Spanning more than six decades of artistic production, the pieces assembled here demonstrate remarkable continuity in the subjects that have fascinated artists across cultures and generations. Cakes recur repeatedly in the hands of Claes Oldenburg and Wayne Thiebaud, their sugary surfaces offering rich terrain for exploring desire, excess, and consumer fantasy. The domestic sphere inspires Erwin Wurm and Sam Belanger, whose sculptural forms echo the architecture of the home—walls, appliances, vessels—reworked into humorous or uncanny shapes. Elsewhere, Konrad Klapheck and David Hockney spotlight the hidden systems that underpin daily existence: the wiring, cabling, and plumbing that structure modern life but rarely receive aesthetic consideration. Taken together, these resonances reveal that notions of the “unimportant” often circle the same gravitational fields—what we eat, how we live, what our bodies do and require.
The artists represented here employ a wide array of techniques to elevate these seemingly modest subjects. There are alchemical gestures, such as Tony Matelli’s painstakingly painted bronze weeds that mimic fragile organic growth yet carry the heft and permanence of metal. There are compositional strategies—enlargement, cropping, repetition—that recast the ordinary as monumental, as in Thiebaud’s “Various Cakes” (1981). In this iconic work, rows of pastel pastries float against a luminous backdrop, radiating the abundance and exuberance of twentieth-century American consumerism.

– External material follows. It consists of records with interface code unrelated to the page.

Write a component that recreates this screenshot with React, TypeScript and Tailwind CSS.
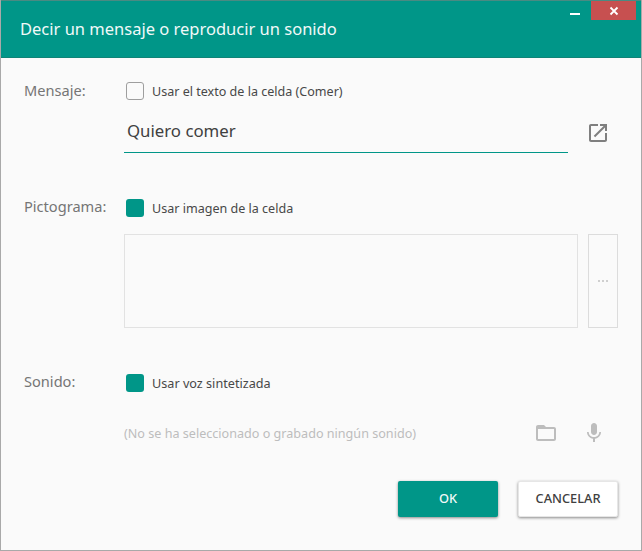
export default function App() {
  const font = { fontFamily: '"Noto Sans", sans-serif' };
  return (
    <div style={font} className="w-[642px] h-[551px] bg-[#fafafa] border border-t-0 border-[#a9a9a9] flex flex-col overflow-hidden">
      <header className="h-[58px] shrink-0 bg-[#009688] border-t border-t-[#4a8a82] border-b border-b-[#0f8477] flex items-start justify-between pl-[19px] pr-[5px]">
        <h1 className="mt-[17px] text-[16.5px] leading-[22px] text-[#f1f9f8] font-normal">Decir un mensaje o reproducir un sonido</h1>
        <div className="flex items-start">
          <div className="mt-[12px] mr-[11px] w-[10px] h-[2px] bg-white" />
          <div className="w-[45px] h-[19px] bg-[#c75050] flex items-center justify-center">
            <svg width="10" height="10" viewBox="0 0 10 10" stroke="white" strokeWidth="1.8"><path d="M1.500 1.500l7 7M8.500 1.500l-7 7" /></svg>
          </div>
        </div>
      </header>

      <main className="flex-1 flex flex-col pl-[23px] pr-[23px]">
        <section className="flex mt-[23px]">
          <div className="w-[100px] shrink-0 text-[14.6px] leading-[19px] text-[#757575]">Mensaje:</div>
          <div className="flex-1">
            <div className="flex items-center pl-[2px] h-[20px]">
              <div className="w-[18px] h-[18px] rounded-[3px] border border-[#9e9e9e] bg-[#fafafa]" />
              <span className="ml-[8px] pt-[2px] text-[12.55px] text-[#484848]">Usar el texto de la celda (Comer)</span>
            </div>
            <div className="flex items-start mt-[11px]">
              <div className="w-[444px] h-[41px] border-b border-b-[#009688] pl-[3px] pt-[8px] text-[16.8px] leading-[22px] text-[#404040]">Quiero comer</div>
              <svg className="ml-[18px] mt-[9px]" width="24" height="24" viewBox="0 0 24 24" fill="#7f7f7f"><path d="M19 19H5V5h7V3H5c-1.110 0-2 .9-2 2v14c0 1.100.89 2 2 2h14c1.100 0 2-.9 2-2v-7h-2v7zM14 3v2h3.590l-9.830 9.830 1.410 1.410L19 6.410V10h2V3h-7z" /></svg>
            </div>
          </div>
        </section>

        <section className="flex mt-[44px]">
          <div className="w-[100px] shrink-0 text-[14.6px] leading-[19px] text-[#757575]">Pictograma:</div>
          <div className="flex-1 pt-[1px]">
            <div className="flex items-center pl-[2px] h-[20px]">
              <div className="w-[18px] h-[18px] rounded-[3px] bg-[#009688]" />
              <span className="ml-[8px] pt-[2px] text-[12.55px] text-[#484848]">Usar imagen de la celda</span>
            </div>
            <div className="flex mt-[16px] h-[94px]">
              <div className="w-[454px] border border-[#e2e2e2]" />
              <div className="ml-[10px] w-[30px] border border-[#dcdcdc] flex items-center justify-center gap-[2px]">
                <span className="w-[2px] h-[2px] bg-[#cfcfcf]" />
                <span className="w-[2px] h-[2px] bg-[#cfcfcf]" />
                <span className="w-[2px] h-[2px] bg-[#cfcfcf]" />
              </div>
            </div>
          </div>
        </section>

        <section className="flex mt-[44px]">
          <div className="w-[100px] shrink-0 text-[14.6px] leading-[19px] text-[#757575]">Sonido:</div>
          <div className="flex-1 pt-[1px]">
            <div className="flex items-center pl-[2px] h-[20px]">
              <div className="w-[18px] h-[18px] rounded-[3px] bg-[#009688]" />
              <span className="ml-[8px] pt-[1px] text-[12.65px] text-[#484848]">Usar voz sintetizada</span>
            </div>
            <div className="flex items-center mt-[28px] h-[24px]">
              <span className="w-[410px] pt-[2px] text-[12.6px] text-[#bdbdbd]">(No se ha seleccionado o grabado ningún sonido)</span>
              <svg width="24" height="24" viewBox="0 0 24 24" fill="#bdbdbd"><path d="M20 6h-8l-2-2H4c-1.100 0-1.990.9-1.990 2L2 18c0 1.100.9 2 2 2h16c1.100 0 2-.9 2-2V8c0-1.100-.9-2-2-2zm0 12H4V8h16v10z" /></svg>
              <svg className="ml-[24px]" width="24" height="24" viewBox="0 0 24 24" fill="#bdbdbd"><path d="M12 14c1.660 0 2.990-1.340 2.990-3L15 5c0-1.660-1.340-3-3-3S9 3.340 9 5v6c0 1.660 1.340 3 3 3zm5.300-3c0 3-2.540 5.100-5.300 5.100S6.700 14 6.700 11H5c0 3.410 2.720 6.230 6 6.720V21h2v-3.280c3.280-.48 6-3.300 6-6.720h-1.700z" /></svg>
            </div>
          </div>
        </section>

        <footer className="flex justify-end gap-[20px] mt-[36px]">
          <button className="w-[100px] h-[36px] rounded-[2px] bg-[#009688] text-[#f1f9f8] text-[12.8px] font-medium shadow-[0_1px_3px_rgba(0,0,0,0.45)]">OK</button>
          <button className="w-[100px] h-[36px] rounded-[2px] bg-white border border-[#e6e6e6] text-[#404040] text-[12.8px] font-medium shadow-[0_1px_3px_rgba(0,0,0,0.45)]">CANCELAR</button>
        </footer>
      </main>
    </div>
  );
}
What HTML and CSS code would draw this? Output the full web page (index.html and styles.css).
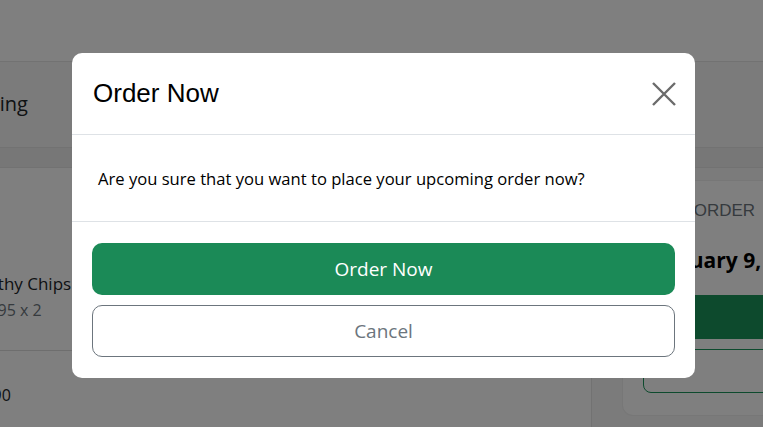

Oldenburg’s “N.Y.C. Pretzel” (1994) and “Profiterole” (1989–90) similarly blur the line between object and artwork. Produced in editions, these sculptures mirror the mass production of the foods they depict, teasing the viewer with the tension between mechanical replication and artistic singularity. Familiar yet slightly estranged, they provoke an uncanny sense of recognition.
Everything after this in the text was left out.